Peterson was born in California, where her Idaho-born father was building ships for World War II. The family moved back to Idaho when she was 2, and she’s lived here ever since. Her mother died when Judy was 26, and she helped raise her three younger siblings as her own family was growing. 

She and her late husband, Tom Peterson, from Carey, raised their four children on a farm on Baseline Road. They kept busy tending chickens, ducks, geese, horses, cows and rabbits—a real Old MacDonald’s farm. Tom also had a wood-hauling business, so there were trips to Pole Creek with the trailer to cut wood with some of the kids while the rest stayed on the farm and tended the animals. She learned to fill the freezer with provisions and developed skills in making jewelry, greeting cards and needlework.

In addition to raising her children, Peterson has had a busy working life—driving a county school bus for 13 years, cooking and cleaning for local families and working in restaurants, notably Hailey’s Blue Spruce, one of the first local restaurants with a modern vibe. The menu was fresh and the owner cut his own meat in the back room. It was a morning hangout for local guys. One time one of the regulars complained that there was a fly in his coffee. “Don’t tell them—they’ll all want one,” the spirited waitress joked.

Peterson’s children and most of her 10 grandchildren still live in the county. This close-knit family has been through good times and hard times and still stays strong.


Pamela Rayborn

The city of Bellevue has named Pamela Rayborn to the court this year.

Rayborn was born in the Sun Valley Lodge on a snowy February day to a mother who was the first female valedictorian of the Albion Normal School and a father who was in the Air Force and was assigned to bases around the world.  She went to schools in Germany, Delaware, Utah and other places, but always thought of the Gem streets neighborhood in Ketchum, where her father built a house, as her childhood home, and she graduated from the high school in Hailey. After she married her husband Steve in 1965, she raised her two daughters while managing the family trailer park on River Street in Hailey and running a daycare center there. They now live in Bellevue.

Rayborn’s life has been one of adventure. When Steve worked on Baldy for Sun Valley, she worked as a ski instructor and ski patroller on Rotarun and Dollar; when he worked in logging, she and the girls spent the summers camping and hiking in the forests of central Idaho. Several summers were spent floating the Middle Fork of the Salmon River. That led to a memorable trip down the Grand Canyon with a party of 10. In town, she ran the trailer park and cleaned houses, loving the flexible hours that gave her time with the kids. When they sold the park about 15 years ago, they developed rental properties in Woodside. Loving to dance with Steve, she was named the Queen of the Silver Dollar. So, the Heritage Court is not her first brush with royalty.
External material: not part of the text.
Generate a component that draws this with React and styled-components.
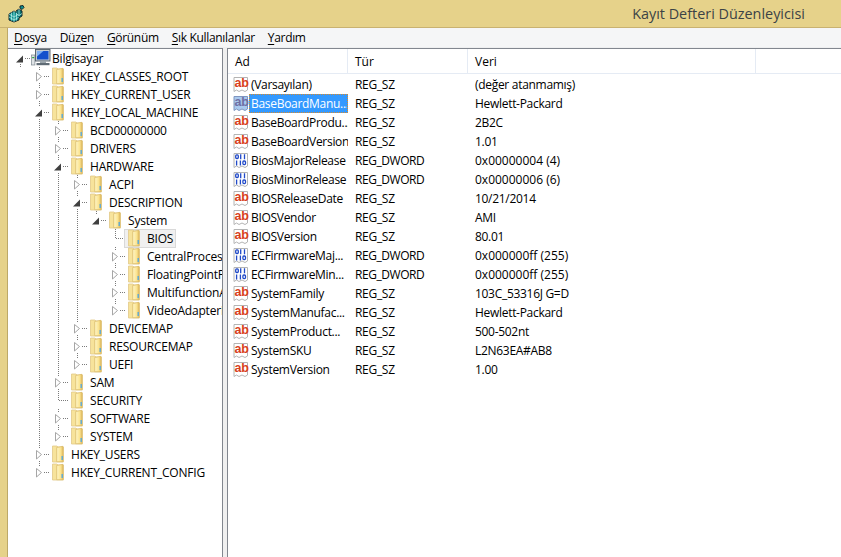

Now they spend four months or so a year in Mexico, a country they have learned to love after many winters in Baja and Mazatlan and a memorable tour down the Gulf Coast to the Yucatan.  Though her Spanish is at the beginner’s stage, she appreciates the warmth of the people, their rich history and the many opportunities they find to dance there. Nevertheless, when they return here in the spring, crest Timmerman Hill and see the Wood River Valley before them, Rayborn said she tears up. She’s home.


Heritage Court events

The season of the Heritage Court begins with an invitation-only tea for former and current honorees in late May, hosted by The Community Library. Then, Sunday, June 9, will see the gala coronation at the Liberty Theatre in Hailey with flowers, entertainment and refreshments. Everyone is invited to honor the ladies who have contributed so much to the valley. The Senior Connection in Hailey will honor the ladies (and ladies from past years) at a luncheon in early August, and they will participate in summer parades.  The museum’s website includes stories and pictures of everyone honored since the beginning of the Heritage Court in 2004 (bchistoricalmuseum.org).